In Chapter 2, we propose an optimal sequential methodology for obtaining fixed-width confidence intervals for a binomial proportion when prior knowledge of the proportion is available. We assume that there exists a prior distribution for the binomial proportion, and our goal is to minimize the average number of samples while we guarantee a minimal coverage probability level. We demonstrate our stopping time is always bounded from above and below, suggesting that we need to first accumulate a sufficient amount of information before we start applying our stopping rule, and that our stopping time will always terminate. Finally, we compare our method with the optimum fixed-sample-size procedure as well as with existing alternative sequential schemes.
In Chapter 3, we propose a two-stage sequential method for obtaining tandem-width confidence intervals for a binomial proportion when no prior knowledge of the proportion is given. By tandem-width, we mean that the half-width of the confidence interval of the proportion is not fixed beforehand; it is instead required to satisfy two different upper bounds depending on the underlying value of the binomial proportion. To tackle this problem, we propose a simple but useful sequential method for obtaining fixed-width confidence intervals for the binomial proportion based on the minimax estimator of the binomial proportion.

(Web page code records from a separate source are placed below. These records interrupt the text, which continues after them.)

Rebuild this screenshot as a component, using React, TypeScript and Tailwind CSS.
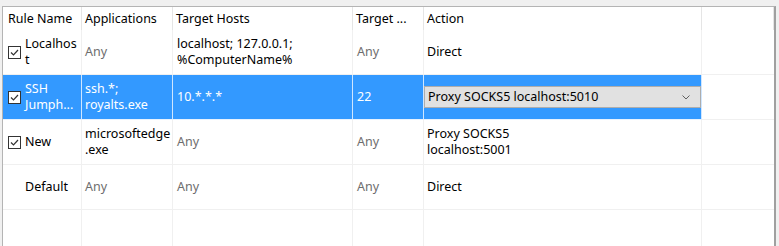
import React from "react";

const font = { fontFamily: '"Noto Sans", "Open Sans", sans-serif' };

function Check({ checked }: { checked: boolean }) {
  if (!checked) return <div className="w-[13px] h-[13px] shrink-0" />;
  return (
    <div className="w-[13px] h-[13px] shrink-0 border border-[#333333] bg-white flex items-center justify-center">
      <svg width="11" height="11" viewBox="0 0 11 11">
        <path d="M2 5.5 L4.5 8 L9 3" fill="none" stroke="#333" strokeWidth="1.2" />
      </svg>
    </div>
  );
}

type Cell = { lines: string[]; gray?: boolean };
type Row = {
  checked: boolean | null;
  name: string[];
  apps: Cell;
  hosts: Cell;
  port: Cell;
  action: Cell | "combo";
  selected?: boolean;
};

const rows: Row[] = [
  {
    checked: true,
    name: ["Localhos", "t"],
    apps: { lines: ["Any"], gray: true },
    hosts: { lines: ["localhost; 127.0.0.1;", "%ComputerName%"] },
    port: { lines: ["Any"], gray: true },
    action: { lines: ["Direct"] },
  },
  {
    checked: true,
    name: ["SSH", "Jumph..."],
    apps: { lines: ["ssh.*;", "royalts.exe"] },
    hosts: { lines: ["10.*.*.*"] },
    port: { lines: ["22"] },
    action: "combo",
    selected: true,
  },
  {
    checked: true,
    name: ["New"],
    apps: { lines: ["microsoftedge", ".exe"] },
    hosts: { lines: ["Any"], gray: true },
    port: { lines: ["Any"], gray: true },
    action: { lines: ["Proxy SOCKS5", "localhost:5001"] },
  },
  {
    checked: false,
    name: ["Default"],
    apps: { lines: ["Any"], gray: true },
    hosts: { lines: ["Any"], gray: true },
    port: { lines: ["Any"], gray: true },
    action: { lines: ["Direct"] },
  },
];

function Text({ c, sel }: { c: Cell; sel?: boolean }) {
  return (
    <div
      className={`leading-[16px] whitespace-nowrap ${
        sel ? "text-white" : c.gray ? "text-[#6d6d6d]" : "text-black"
      }`}
    >
      {c.lines.map((l, i) => (
        <div key={i}>{l}</div>
      ))}
    </div>
  );
}

export default function App() {
  const head = ["Rule Name", "Applications", "Target Hosts", "Target ...", "Action", ""];
  return (
    <div className="w-[779px] h-[246px] bg-[#f0f0f0] overflow-hidden text-[12.5px]" style={font}>
      <div className="ml-[2px] mt-[6px] w-[774px] h-[260px] bg-white border-l border-t border-[#b4b4b4] border-r-2 border-r-[#a0a0a0]">
        <div className="grid grid-cols-[79px_91px_180px_71px_278px_1fr] h-[23px]">
          {head.map((h, i) => (
            <div
              key={i}
              className={`flex items-center pt-[2px] border-r border-[#e5e5e5] ${
                i === 0 ? "pl-[5px]" : "pl-[3px]"
              } text-black whitespace-nowrap`}
            >
              {h}
            </div>
          ))}
        </div>
        {rows.map((r, ri) => {
          const sel = !!r.selected;
          const cellCls = `h-[45px] flex items-center border-b border-r ${
            sel ? "bg-[#3399ff] border-r-[#cfe6ff] border-b-[#e8f2ff]" : "border-[#f0f0f0]"
          }`;
          return (
            <div key={ri} className="grid grid-cols-[79px_91px_180px_71px_278px_1fr]">
              <div className={`${cellCls} pl-[5px] gap-[4px]`}>
                <Check checked={!!r.checked} />
                <div className={`leading-[16px] whitespace-nowrap ${sel ? "text-white" : "text-black"}`}>
                  {r.name.map((l, i) => (
                    <div key={i}>{l}</div>
                  ))}
                </div>
              </div>
              <div className={`${cellCls} pl-[3px]`}>
                <Text c={r.apps} sel={sel} />
              </div>
              <div className={`${cellCls} pl-[4px]`}>
                <Text c={r.hosts} sel={sel} />
              </div>
              <div className={`${cellCls} pl-[4px]`}>
                <Text c={r.port} sel={sel} />
              </div>
              <div className={`${cellCls} pl-[3px]`}>
                {r.action === "combo" ? (
                  <div className="w-[277px] h-[22px] -ml-[3px] border border-[#adadad] bg-[#e1e1e1] flex items-center justify-between pl-[3px] pr-[10px] text-black">
                    <span className="whitespace-nowrap">Proxy SOCKS5 localhost:5010</span>
                    <svg width="8" height="5" viewBox="0 0 8 5">
                      <path d="M0.5 0.5 L4 4 L7.5 0.5" fill="none" stroke="#606060" strokeWidth="1" />
                    </svg>
                  </div>
                ) : (
                  <Text c={r.action} />
                )}
              </div>
              <div className="h-[45px] border-b border-[#f0f0f0]" />
            </div>
          );
        })}
        <div className="grid grid-cols-[79px_91px_180px_71px_278px_1fr]">
          {[0, 1, 2, 3, 4].map((i) => (
            <div key={i} className="h-[45px] border-r border-b border-[#f0f0f0]" />
          ))}
          <div className="h-[45px]" />
        </div>
      </div>
    </div>
  );
}
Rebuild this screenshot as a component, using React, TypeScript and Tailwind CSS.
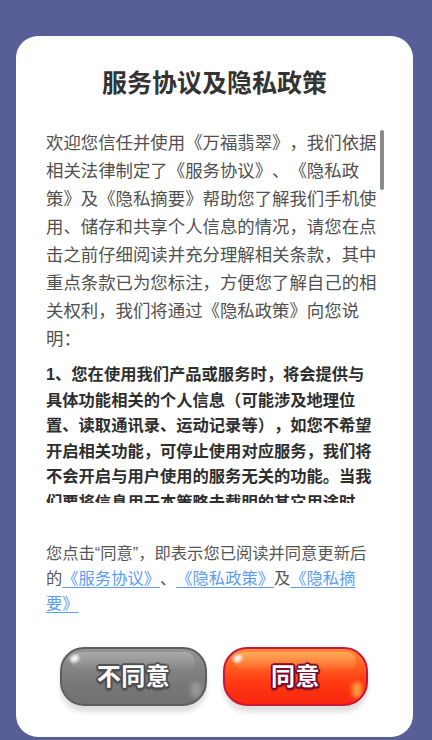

In Chapter 4, we extend the idea for Bernoulli distributions in Chapter 2 to interval estimation for arbitrary distributions, with an alternative optimality formulation. Here, we propose a conditional cost alternative formulation to circumvent certain analytical/computational difficulties. Specifically, we assume that an i.i.d. random process is observed sequentially with its common probability density function having a random parameter that must be estimated. We follow a semi-Bayesian approach where we assign cost to the pair (estimator, true parameter), and our goal is to minimize the average sample size guaranteeing at the same time an average cost below some prescribed level. For a variety of examples, we compare our method with the optimum fixed sample size and other existing sequential schemes.